Thrash: It is always open to new students. Starting this fall, MTM Standard operations will run out of two capstone courses for graduating seniors, Record Label Operations I (fall) and Record Label Operations II (spring). I think these dedicated courses will really make MTM Standard work a lot better when it comes to scheduling and logistics.
Students not enrolled in these courses can still work with the label. This is just where the nucleus of the label will operate. We can always use dedicated, hardworking students who want to learn about how the music business works.
What’s next? What would you like to see over the next five years for the students and the label?
Thrash: I would definitely like to see MTM Standard grow. Of course, I’d like for us to be recognized in industry trades as a bona fide company operating out of a university versus just a project that students are working on in school. I would love a Grammy nomination in the next five years from our label and I want us to be truly recognized in Atlanta, because if you’re recognized in Atlanta, you’re recognized in the industry.

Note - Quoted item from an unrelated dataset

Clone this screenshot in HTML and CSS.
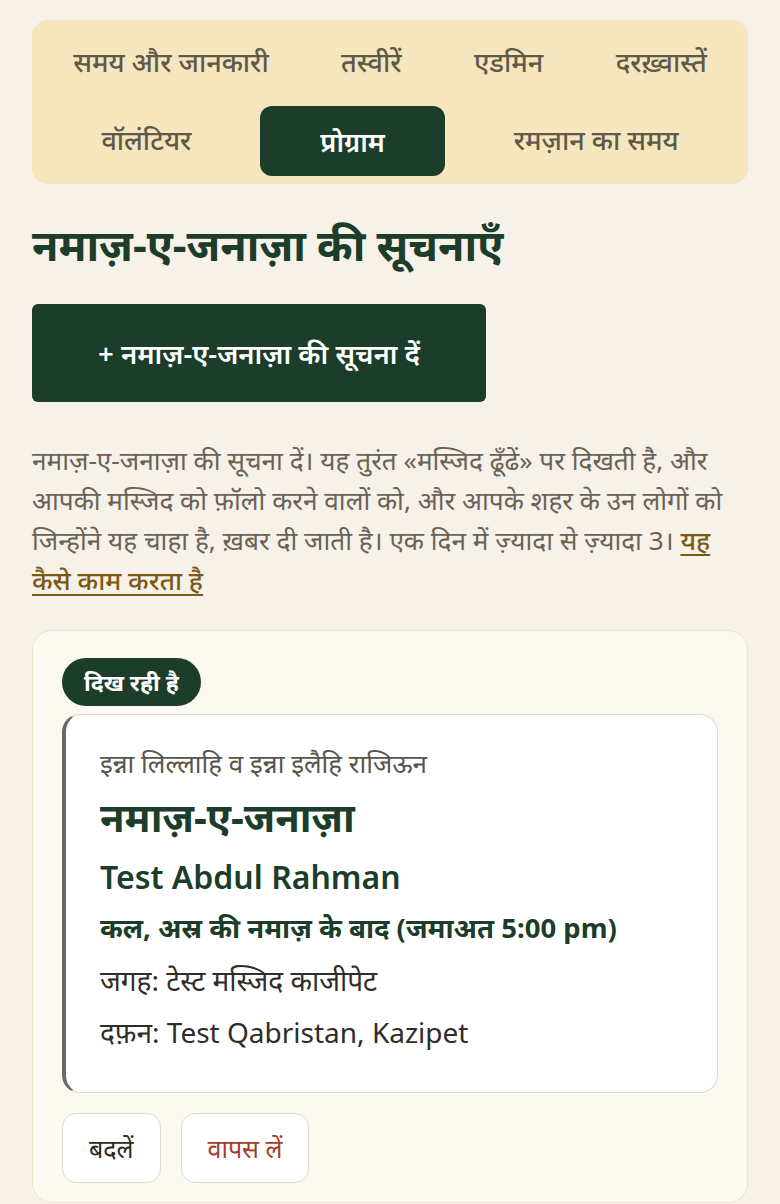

On the sync side, I want to see our catalog grow into hundreds and then thousands of songs and I would love for us to see serious placements that we can look at and say, “You know, MTM Standard had a hand in that.” Most of all, I want to see student careers launched while they are still in school.
Yonas: In terms of where we’re headed, we want this to be a sustainable entity, and we believe it can be. Our hope is to reinvest sync revenue into future programs rather than to need more grant funding. We want this to be a viable label/music group that launches careers and helps our student-artists take off and find success.